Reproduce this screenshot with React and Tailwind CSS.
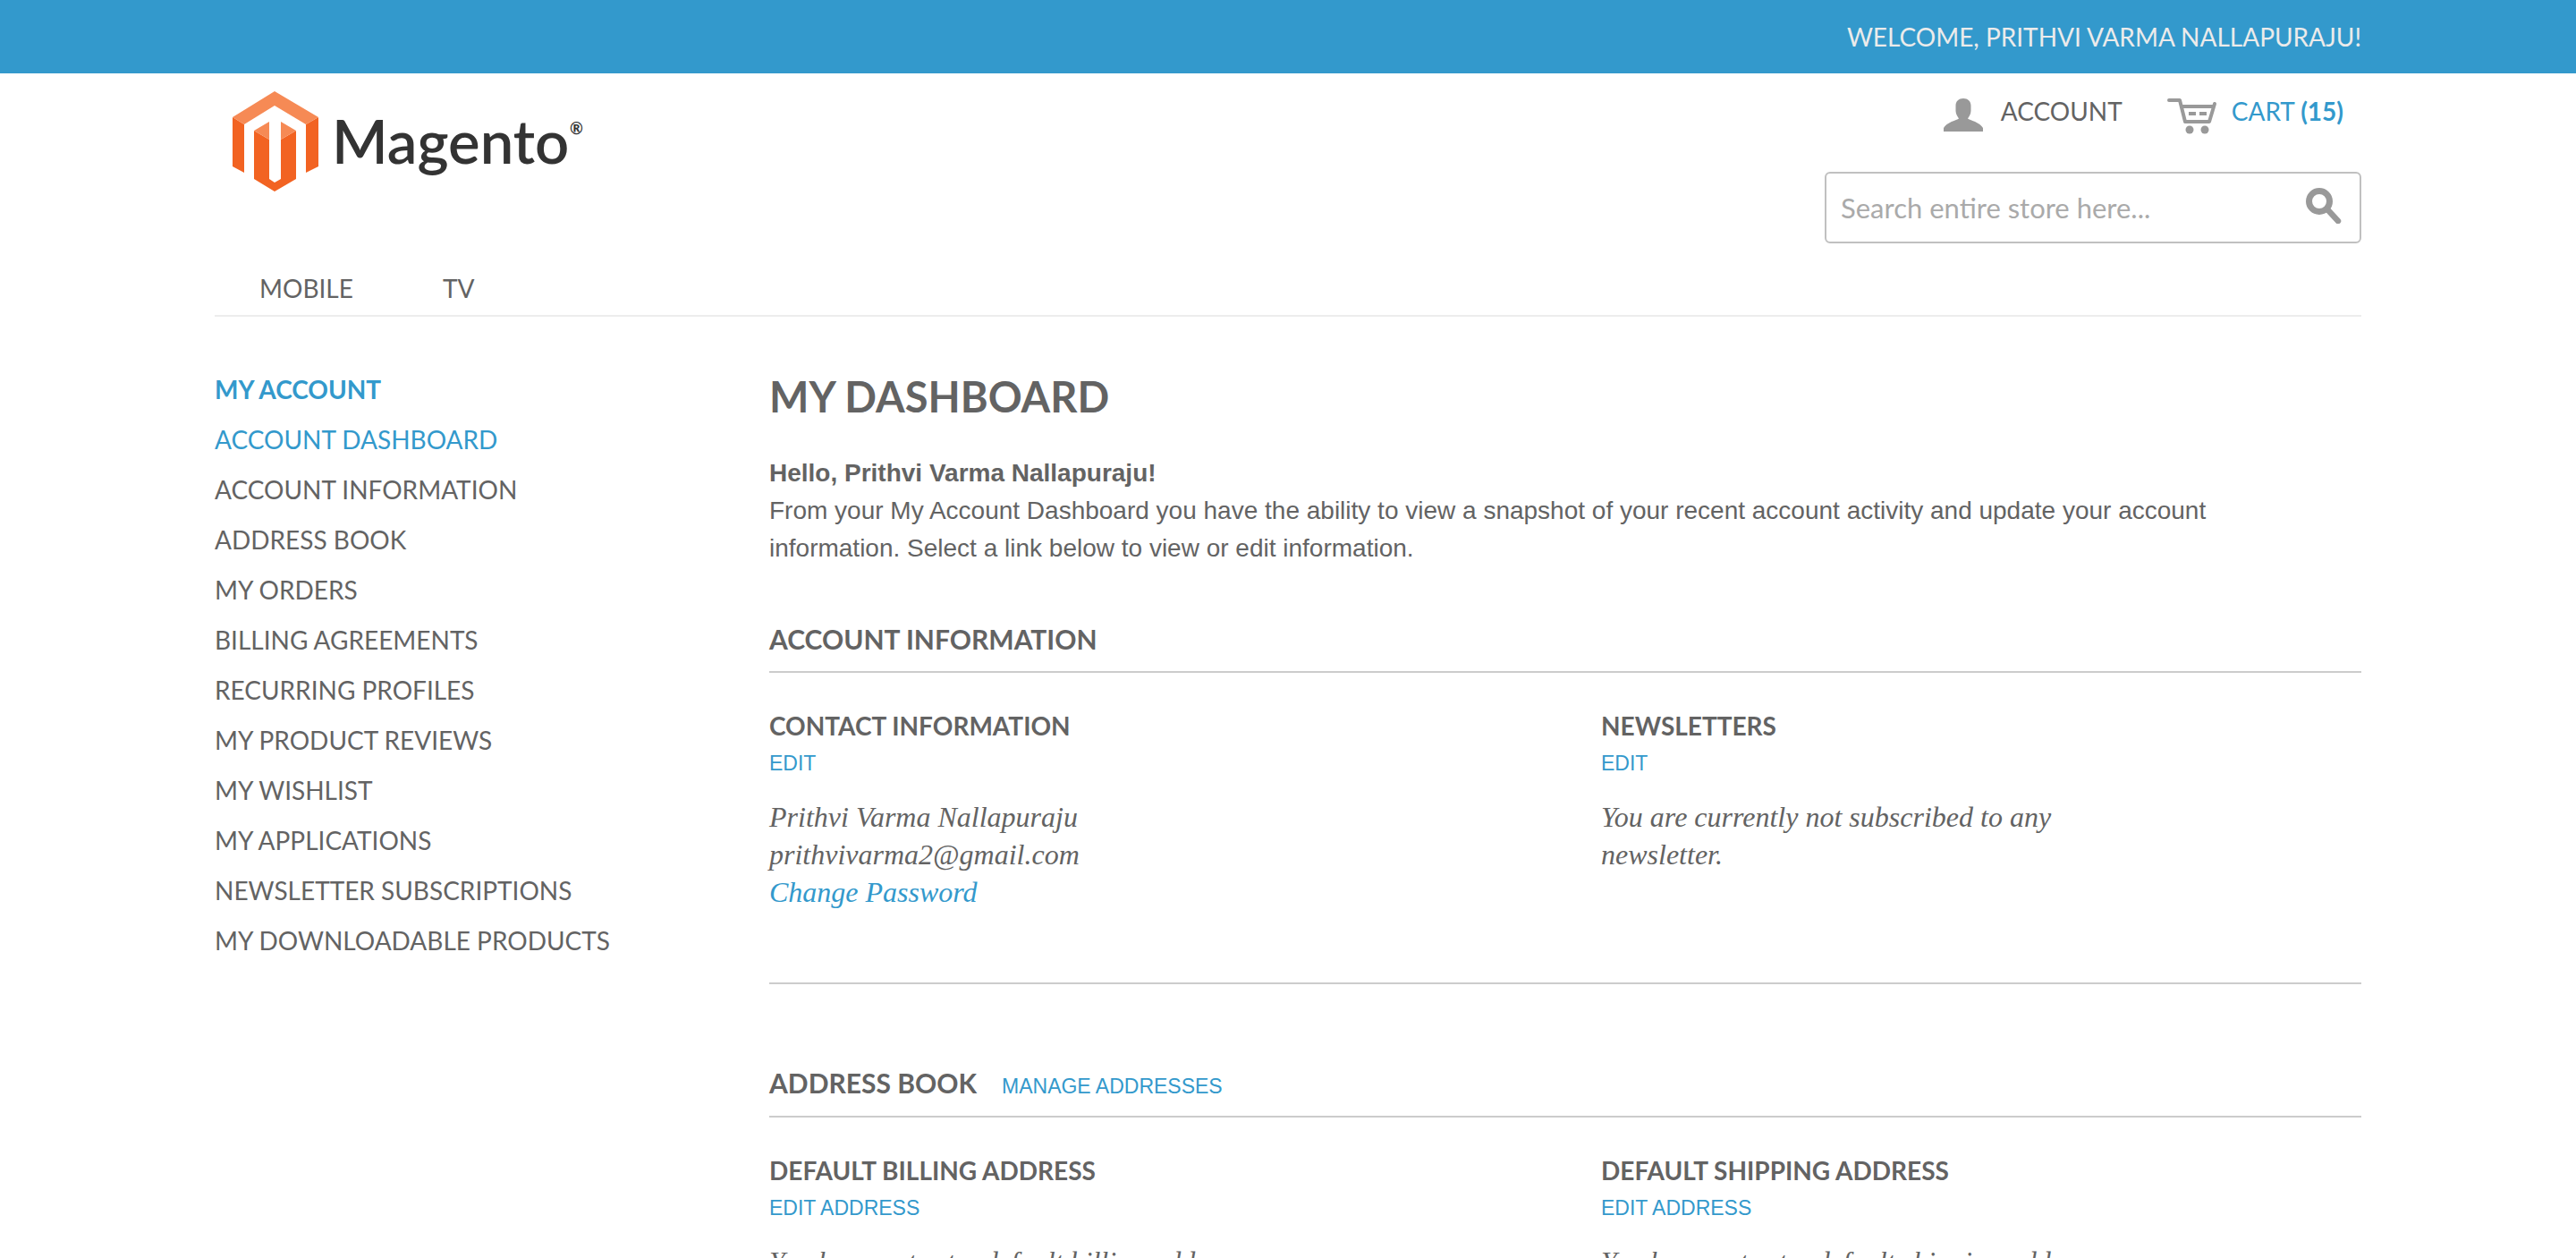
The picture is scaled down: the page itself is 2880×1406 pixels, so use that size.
const NAV_LINKS = [
  "Account Dashboard",
  "Account Information",
  "Address Book",
  "My Orders",
  "Billing Agreements",
  "Recurring Profiles",
  "My Product Reviews",
  "My Wishlist",
  "My Applications",
  "Newsletter Subscriptions",
  "My Downloadable Products",
];

function Logo() {
  return (
    <a href="#" aria-label="Magento" className="block">
      <svg width="400" height="128" viewBox="0 0 400 128" role="img" aria-hidden="true">
        <path d="M0 29V84L13 91V37Z M96 29V84L82 91V37Z M24 44V98L47 112L71 98V44L54 54V98L47 102L41 98V54Z" fill="#f26322" />
        <path d="M47 0L0 29L13 37L47 16L82 37L96 29Z M24 44L41 34V54Z M71 44L54 34V54Z" fill="#f68a55" />
        <text x="111" y="81" fontSize="67" fontWeight="600" fill="#333333" fontFamily="Lato, sans-serif">
          Magento
        </text>
        <text x="377" y="48" fontSize="18" fontWeight="700" fill="#333333" fontFamily="Lato, sans-serif">
          ®
        </text>
      </svg>
    </a>
  );
}

function PersonIcon() {
  return (
    <svg width="44" height="38" viewBox="0 0 44 38" fill="#999999" aria-hidden="true">
      <path d="M22 0C17 0 13.500 3 13.500 8V14C13.500 18 16 20.500 17 22.500C15 24 3 27 0 33V37H44V33C41 27 29 24 27 22.500C28 20.500 30.500 18 30.500 14V8C30.500 3 27 0 22 0Z" />
    </svg>
  );
}

function CartIcon() {
  return (
    <svg width="56" height="40" viewBox="0 0 56 40" fill="none" stroke="#999999" aria-hidden="true">
      <path d="M2 2H14L20 26H47L53 6" strokeWidth="4" strokeLinecap="round" strokeLinejoin="round" />
      <path d="M16 9H52" strokeWidth="4" />
      <path d="M24 17H32M36 17H44" strokeWidth="4" />
      <circle cx="25" cy="35" r="4.500" fill="#999999" stroke="none" />
      <circle cx="42" cy="35" r="4.500" fill="#999999" stroke="none" />
    </svg>
  );
}

function SearchIcon() {
  return (
    <svg width="40" height="40" viewBox="0 0 40 40" fill="none" stroke="#999999" aria-hidden="true">
      <circle cx="15" cy="15" r="11.500" strokeWidth="7" />
      <path d="M24 24L36 37" strokeWidth="6.500" strokeLinecap="round" />
    </svg>
  );
}

function Header() {
  return (
    <header className="mx-auto w-full max-w-[2400px]">
      <div className="flex justify-between">
        <div className="pt-5 pl-5">
          <Logo />
        </div>
        <div className="w-[600px]">
          <div className="flex justify-end gap-[50px] pt-5 pr-5 leading-[44px] uppercase">
            <a href="#" className="flex items-start gap-5">
              <span className="pt-2"><PersonIcon /></span>
              Account
            </a>
            <a href="#" className="flex items-start gap-4 text-[#3399cc]">
              <span className="pt-2"><CartIcon /></span>
              <span>Cart <span className="font-bold">(15)</span></span>
            </a>
          </div>
          <form className="mt-[42px] flex h-20 items-center rounded-md border-2 border-[#c0c0c0] pr-5 pl-4">
            <input
              type="search"
              aria-label="Search entire store"
              placeholder="Search entire store here..."
              className="min-w-0 flex-1 bg-transparent text-[31px] outline-none placeholder:text-[#aaaaaa]"
            />
            <button type="submit" aria-label="Search" className="pb-1"><SearchIcon /></button>
          </form>
        </div>
      </div>
      <nav className="flex gap-[100px] border-b-2 border-[#ededed] px-[50px] pt-7 pb-2 leading-[44px] uppercase">
        <a href="#">Mobile</a>
        <a href="#">TV</a>
      </nav>
    </header>
  );
}

function SectionTitle({ title, children }) {
  return (
    <div className="flex items-baseline gap-7 border-b-2 border-[#cccccc] pb-3">
      <h2 className="text-[30px] leading-[48px] font-bold uppercase">{title}</h2>
      {children}
    </div>
  );
}

function SmallLink({ children }) {
  return (
    <a href="#" className="block font-['Liberation_Sans',sans-serif] text-[23px] leading-[42px] text-[#3399cc] uppercase">
      {children}
    </a>
  );
}

function InfoBox({ title, link, children }) {
  return (
    <div>
      <h3 className="leading-[42px] font-bold uppercase">{title}</h3>
      <SmallLink>{link}</SmallLink>
      <div className="mt-[18px] max-w-[70%] font-['Liberation_Serif',serif] text-[32px] leading-[42px] italic">{children}</div>
    </div>
  );
}

export default function App() {
  return (
    <div className="h-screen overflow-hidden bg-white font-[Lato,sans-serif] text-[28px] text-[#636363]">
      <div className="bg-[#3399cc]">
        <p className="mx-auto max-w-[2400px] py-5 text-right leading-[42px] text-[#ebebeb] uppercase">
          Welcome, Prithvi Varma Nallapuraju!
        </p>
      </div>
      <Header />
      <div className="mx-auto flex w-full max-w-[2400px] pt-[53px]">
        <aside className="w-[620px] shrink-0 leading-[56px] uppercase">
          <h2 className="font-bold text-[#3399cc]">My Account</h2>
          <ul>
            {NAV_LINKS.map((label, i) => (
              <li key={label} className={i === 0 ? "text-[#3399cc]" : ""}>
                <a href="#">{label}</a>
              </li>
            ))}
          </ul>
        </aside>
        <main className="min-w-0 flex-1">
          <h1 className="pt-1 text-[47px] leading-[64px] font-bold uppercase">My Dashboard</h1>
          <div className="mt-[33px] pr-10 font-['Liberation_Sans',sans-serif] leading-[42px]">
            <p className="font-bold">Hello, Prithvi Varma Nallapuraju!</p>
            <p>
              From your My Account Dashboard you have the ability to view a snapshot of your recent account activity and
              update your account information. Select a link below to view or edit information.
            </p>
          </div>
          <section className="mt-14 border-b-2 border-[#cccccc] pb-20">
            <SectionTitle title="Account Information" />
            <div className="grid grid-cols-2 gap-20 pt-[38px]">
              <InfoBox title="Contact Information" link="Edit">
                <p>Prithvi Varma Nallapuraju</p>
                <p>prithvivarma2@gmail.com</p>
                <p><a href="#" className="text-[#3399cc]">Change Password</a></p>
              </InfoBox>
              <InfoBox title="Newsletters" link="Edit">
                <p>You are currently not subscribed to any newsletter.</p>
              </InfoBox>
            </div>
          </section>
          <section className="mt-[86px]">
            <SectionTitle title="Address Book">
              <SmallLink>Manage Addresses</SmallLink>
            </SectionTitle>
            <div className="grid grid-cols-2 gap-20 pt-[38px]">
              <InfoBox title="Default Billing Address" link="Edit Address">
                <p>You have not set a default billing address.</p>
              </InfoBox>
              <InfoBox title="Default Shipping Address" link="Edit Address">
                <p>You have not set a default shipping address.</p>
              </InfoBox>
            </div>
          </section>
        </main>
      </div>
    </div>
  );
}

EXERCISE DIRECTIONS —
Leave out the pictures and copy the rest of the material above exactly.

COMPLETE OUTPUT —
Reproduce this screenshot with React and Tailwind CSS.
The picture is scaled down: the page itself is 2880×1406 pixels, so use that size.
const NAV_LINKS = [
  "Account Dashboard",
  "Account Information",
  "Address Book",
  "My Orders",
  "Billing Agreements",
  "Recurring Profiles",
  "My Product Reviews",
  "My Wishlist",
  "My Applications",
  "Newsletter Subscriptions",
  "My Downloadable Products",
];

function Logo() {
  return (
    <a href="#" aria-label="Magento" className="block">
      <svg width="400" height="128" viewBox="0 0 400 128" role="img" aria-hidden="true">
        <path d="M0 29V84L13 91V37Z M96 29V84L82 91V37Z M24 44V98L47 112L71 98V44L54 54V98L47 102L41 98V54Z" fill="#f26322" />
        <path d="M47 0L0 29L13 37L47 16L82 37L96 29Z M24 44L41 34V54Z M71 44L54 34V54Z" fill="#f68a55" />
        <text x="111" y="81" fontSize="67" fontWeight="600" fill="#333333" fontFamily="Lato, sans-serif">
          Magento
        </text>
        <text x="377" y="48" fontSize="18" fontWeight="700" fill="#333333" fontFamily="Lato, sans-serif">
          ®
        </text>
      </svg>
    </a>
  );
}

function PersonIcon() {
  return (
    <svg width="44" height="38" viewBox="0 0 44 38" fill="#999999" aria-hidden="true">
      <path d="M22 0C17 0 13.500 3 13.500 8V14C13.500 18 16 20.500 17 22.500C15 24 3 27 0 33V37H44V33C41 27 29 24 27 22.500C28 20.500 30.500 18 30.500 14V8C30.500 3 27 0 22 0Z" />
    </svg>
  );
}

function CartIcon() {
  return (
    <svg width="56" height="40" viewBox="0 0 56 40" fill="none" stroke="#999999" aria-hidden="true">
      <path d="M2 2H14L20 26H47L53 6" strokeWidth="4" strokeLinecap="round" strokeLinejoin="round" />
      <path d="M16 9H52" strokeWidth="4" />
      <path d="M24 17H32M36 17H44" strokeWidth="4" />
      <circle cx="25" cy="35" r="4.500" fill="#999999" stroke="none" />
      <circle cx="42" cy="35" r="4.500" fill="#999999" stroke="none" />
    </svg>
  );
}

function SearchIcon() {
  return (
    <svg width="40" height="40" viewBox="0 0 40 40" fill="none" stroke="#999999" aria-hidden="true">
      <circle cx="15" cy="15" r="11.500" strokeWidth="7" />
      <path d="M24 24L36 37" strokeWidth="6.500" strokeLinecap="round" />
    </svg>
  );
}

function Header() {
  return (
    <header className="mx-auto w-full max-w-[2400px]">
      <div className="flex justify-between">
        <div className="pt-5 pl-5">
          <Logo />
        </div>
        <div className="w-[600px]">
          <div className="flex justify-end gap-[50px] pt-5 pr-5 leading-[44px] uppercase">
            <a href="#" className="flex items-start gap-5">
              <span className="pt-2"><PersonIcon /></span>
              Account
            </a>
            <a href="#" className="flex items-start gap-4 text-[#3399cc]">
              <span className="pt-2"><CartIcon /></span>
              <span>Cart <span className="font-bold">(15)</span></span>
            </a>
          </div>
          <form className="mt-[42px] flex h-20 items-center rounded-md border-2 border-[#c0c0c0] pr-5 pl-4">
            <input
              type="search"
              aria-label="Search entire store"
              placeholder="Search entire store here..."
              className="min-w-0 flex-1 bg-transparent text-[31px] outline-none placeholder:text-[#aaaaaa]"
            />
            <button type="submit" aria-label="Search" className="pb-1"><SearchIcon /></button>
          </form>
        </div>
      </div>
      <nav className="flex gap-[100px] border-b-2 border-[#ededed] px-[50px] pt-7 pb-2 leading-[44px] uppercase">
        <a href="#">Mobile</a>
        <a href="#">TV</a>
      </nav>
    </header>
  );
}

function SectionTitle({ title, children }) {
  return (
    <div className="flex items-baseline gap-7 border-b-2 border-[#cccccc] pb-3">
      <h2 className="text-[30px] leading-[48px] font-bold uppercase">{title}</h2>
      {children}
    </div>
  );
}

function SmallLink({ children }) {
  return (
    <a href="#" className="block font-['Liberation_Sans',sans-serif] text-[23px] leading-[42px] text-[#3399cc] uppercase">
      {children}
    </a>
  );
}

function InfoBox({ title, link, children }) {
  return (
    <div>
      <h3 className="leading-[42px] font-bold uppercase">{title}</h3>
      <SmallLink>{link}</SmallLink>
      <div className="mt-[18px] max-w-[70%] font-['Liberation_Serif',serif] text-[32px] leading-[42px] italic">{children}</div>
    </div>
  );
}

export default function App() {
  return (
    <div className="h-screen overflow-hidden bg-white font-[Lato,sans-serif] text-[28px] text-[#636363]">
      <div className="bg-[#3399cc]">
        <p className="mx-auto max-w-[2400px] py-5 text-right leading-[42px] text-[#ebebeb] uppercase">
          Welcome, Prithvi Varma Nallapuraju!
        </p>
      </div>
      <Header />
      <div className="mx-auto flex w-full max-w-[2400px] pt-[53px]">
        <aside className="w-[620px] shrink-0 leading-[56px] uppercase">
          <h2 className="font-bold text-[#3399cc]">My Account</h2>
          <ul>
            {NAV_LINKS.map((label, i) => (
              <li key={label} className={i === 0 ? "text-[#3399cc]" : ""}>
                <a href="#">{label}</a>
              </li>
            ))}
          </ul>
        </aside>
        <main className="min-w-0 flex-1">
          <h1 className="pt-1 text-[47px] leading-[64px] font-bold uppercase">My Dashboard</h1>
          <div className="mt-[33px] pr-10 font-['Liberation_Sans',sans-serif] leading-[42px]">
            <p className="font-bold">Hello, Prithvi Varma Nallapuraju!</p>
            <p>
              From your My Account Dashboard you have the ability to view a snapshot of your recent account activity and
              update your account information. Select a link below to view or edit information.
            </p>
          </div>
          <section className="mt-14 border-b-2 border-[#cccccc] pb-20">
            <SectionTitle title="Account Information" />
            <div className="grid grid-cols-2 gap-20 pt-[38px]">
              <InfoBox title="Contact Information" link="Edit">
                <p>Prithvi Varma Nallapuraju</p>
                <p>prithvivarma2@gmail.com</p>
                <p><a href="#" className="text-[#3399cc]">Change Password</a></p>
              </InfoBox>
              <InfoBox title="Newsletters" link="Edit">
                <p>You are currently not subscribed to any newsletter.</p>
              </InfoBox>
            </div>
          </section>
          <section className="mt-[86px]">
            <SectionTitle title="Address Book">
              <SmallLink>Manage Addresses</SmallLink>
            </SectionTitle>
            <div className="grid grid-cols-2 gap-20 pt-[38px]">
              <InfoBox title="Default Billing Address" link="Edit Address">
                <p>You have not set a default billing address.</p>
              </InfoBox>
              <InfoBox title="Default Shipping Address" link="Edit Address">
                <p>You have not set a default shipping address.</p>
              </InfoBox>
            </div>
          </section>
        </main>
      </div>
    </div>
  );
}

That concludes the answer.